-- START --

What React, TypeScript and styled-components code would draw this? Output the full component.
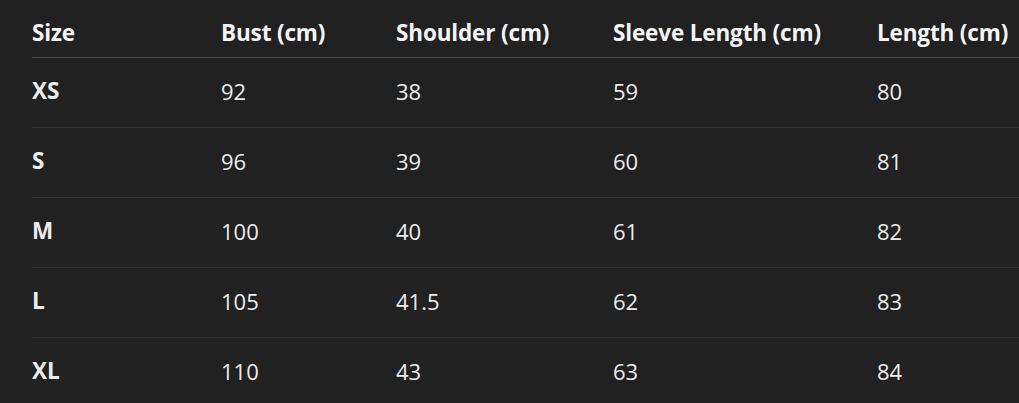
import React from 'react'
import styled, { createGlobalStyle } from 'styled-components'

const GlobalStyle = createGlobalStyle`
  html, body {
    margin: 0;
    padding: 0;
    background: #212121;
  }
`

const columns = ['Size', 'Bust (cm)', 'Shoulder (cm)', 'Sleeve Length (cm)', 'Length (cm)']

const rows = [
  ['XS', '92', '38', '59', '80'],
  ['S', '96', '39', '60', '81'],
  ['M', '100', '40', '61', '82'],
  ['L', '105', '41.5', '62', '83'],
  ['XL', '110', '43', '63', '84'],
]

const Wrapper = styled.div`
  width: 1019px;
  height: 403px;
  overflow: hidden;
  background: #212121;
  padding-left: 32px;
  box-sizing: border-box;
  font-family: 'Open Sans', 'Noto Sans', sans-serif;
  color: #ececec;
`

const Row = styled.div<{ $head?: boolean }>`
  display: grid;
  grid-template-columns: 189px 175px 217px 264px 1fr;
  height: ${({ $head }) => ($head ? '58px' : '70px')};
  align-items: ${({ $head }) => ($head ? 'end' : 'center')};
  border-bottom: 1px solid ${({ $head }) => ($head ? '#4a4a4a' : '#303030')};
  box-sizing: border-box;
  &:last-child {
    border-bottom: none;
  }
`

const HeadCell = styled.div`
  font-size: 22.5px;
  line-height: 30px;
  font-weight: 700;
  letter-spacing: -0.15px;
  padding-bottom: 9px;
  white-space: nowrap;
  color: #f4f4f4;
`

const Cell = styled.div<{ $bold?: boolean }>`
  font-size: ${({ $bold }) => ($bold ? '22.5px' : '22px')};
  line-height: 30px;
  font-weight: ${({ $bold }) => ($bold ? 700 : 400)};
  white-space: nowrap;
  margin-top: -4px;
`

const App: React.FC = () => {
  return (
    <>
      <GlobalStyle />
      <Wrapper>
        <Row $head>
          {columns.map((c) => (
            <HeadCell key={c}>{c}</HeadCell>
          ))}
        </Row>
        {rows.map((r) => (
          <Row key={r[0]}>
            {r.map((v, i) => (
              <Cell key={i} $bold={i === 0}>
                {v}
              </Cell>
            ))}
          </Row>
        ))}
      </Wrapper>
    </>
  )
}

export default App
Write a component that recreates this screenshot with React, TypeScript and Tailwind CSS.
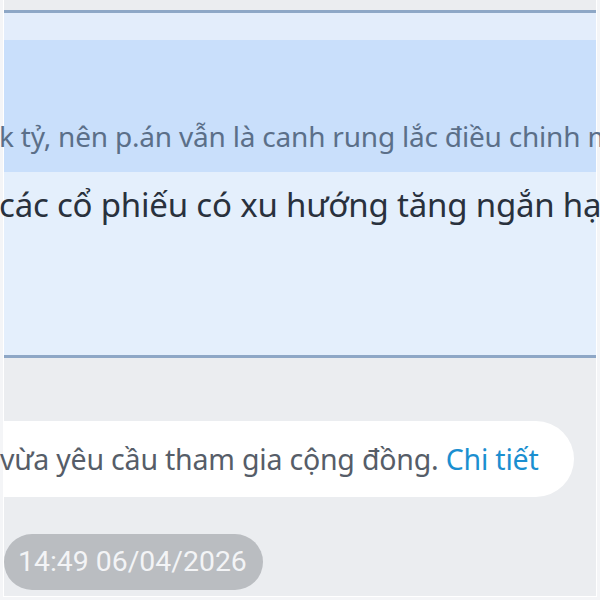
export default function App() {
  return (
    <div className="h-[600px] w-[600px] overflow-hidden bg-[#f4f5f7] font-['Noto_Sans',sans-serif]">
      <div className="mx-[3px] flex h-[597px] flex-col border-x border-b border-white bg-[#ebedf0]">
        {/* message card */}
        <div className="mt-[10px] flex flex-col border-y-[3px] border-[#8ea7c6] bg-[#e4effc]">
          <div className="h-[27px] bg-[#e3edfb]" />
          {/* quoted reply */}
          <div className="flex h-[132px] items-end bg-[#c9dffb] pb-[22px]">
            <p className="-ml-[5px] whitespace-nowrap text-[28px] leading-none tracking-[-0.2px] text-[#5b6f89]">
              k tỷ, nên p.án vẫn là canh rung lắc điều chinh mạnh
            </p>
          </div>
          <div className="h-[183px] pt-[12px]">
            <p className="-ml-[5px] whitespace-nowrap text-[33px] leading-tight tracking-[-0.2px] text-[#29313d]">
              các cổ phiếu có xu hướng tăng ngắn hạn
            </p>
          </div>
        </div>

        {/* system notice */}
        <div className="mt-[63px] flex h-[76px] w-[570px] items-center rounded-r-full bg-white">
          <p className="-ml-[4px] whitespace-nowrap text-[28.5px] tracking-[-0.2px] text-[#565d68]">
            vừa yêu cầu tham gia cộng đồng. <span className="text-[#1b8fd0]">Chi tiết</span>
          </p>
        </div>

        {/* timestamp */}
        <div className="mt-[37px] flex h-[56px] w-[259px] items-center rounded-full bg-[#babdc1] pl-[14px]">
          <span className="font-['Roboto',sans-serif] text-[28.4px] text-[#f3f4f6]">14:49 06/04/2026</span>
        </div>
      </div>
    </div>
  );
}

-- END --

→ EXERCISE INSTRUCTIONS:
Your task is to give again, unchanged, the lines from the line that contains "Write a component" to the end of the records. Include both end lines but no pictures.

→ ANSWER IN FULL:
Write a component that recreates this screenshot with React, TypeScript and Tailwind CSS.
export default function App() {
  return (
    <div className="h-[600px] w-[600px] overflow-hidden bg-[#f4f5f7] font-['Noto_Sans',sans-serif]">
      <div className="mx-[3px] flex h-[597px] flex-col border-x border-b border-white bg-[#ebedf0]">
        {/* message card */}
        <div className="mt-[10px] flex flex-col border-y-[3px] border-[#8ea7c6] bg-[#e4effc]">
          <div className="h-[27px] bg-[#e3edfb]" />
          {/* quoted reply */}
          <div className="flex h-[132px] items-end bg-[#c9dffb] pb-[22px]">
            <p className="-ml-[5px] whitespace-nowrap text-[28px] leading-none tracking-[-0.2px] text-[#5b6f89]">
              k tỷ, nên p.án vẫn là canh rung lắc điều chinh mạnh
            </p>
          </div>
          <div className="h-[183px] pt-[12px]">
            <p className="-ml-[5px] whitespace-nowrap text-[33px] leading-tight tracking-[-0.2px] text-[#29313d]">
              các cổ phiếu có xu hướng tăng ngắn hạn
            </p>
          </div>
        </div>

        {/* system notice */}
        <div className="mt-[63px] flex h-[76px] w-[570px] items-center rounded-r-full bg-white">
          <p className="-ml-[4px] whitespace-nowrap text-[28.5px] tracking-[-0.2px] text-[#565d68]">
            vừa yêu cầu tham gia cộng đồng. <span className="text-[#1b8fd0]">Chi tiết</span>
          </p>
        </div>

        {/* timestamp */}
        <div className="mt-[37px] flex h-[56px] w-[259px] items-center rounded-full bg-[#babdc1] pl-[14px]">
          <span className="font-['Roboto',sans-serif] text-[28.4px] text-[#f3f4f6]">14:49 06/04/2026</span>
        </div>
      </div>
    </div>
  );
}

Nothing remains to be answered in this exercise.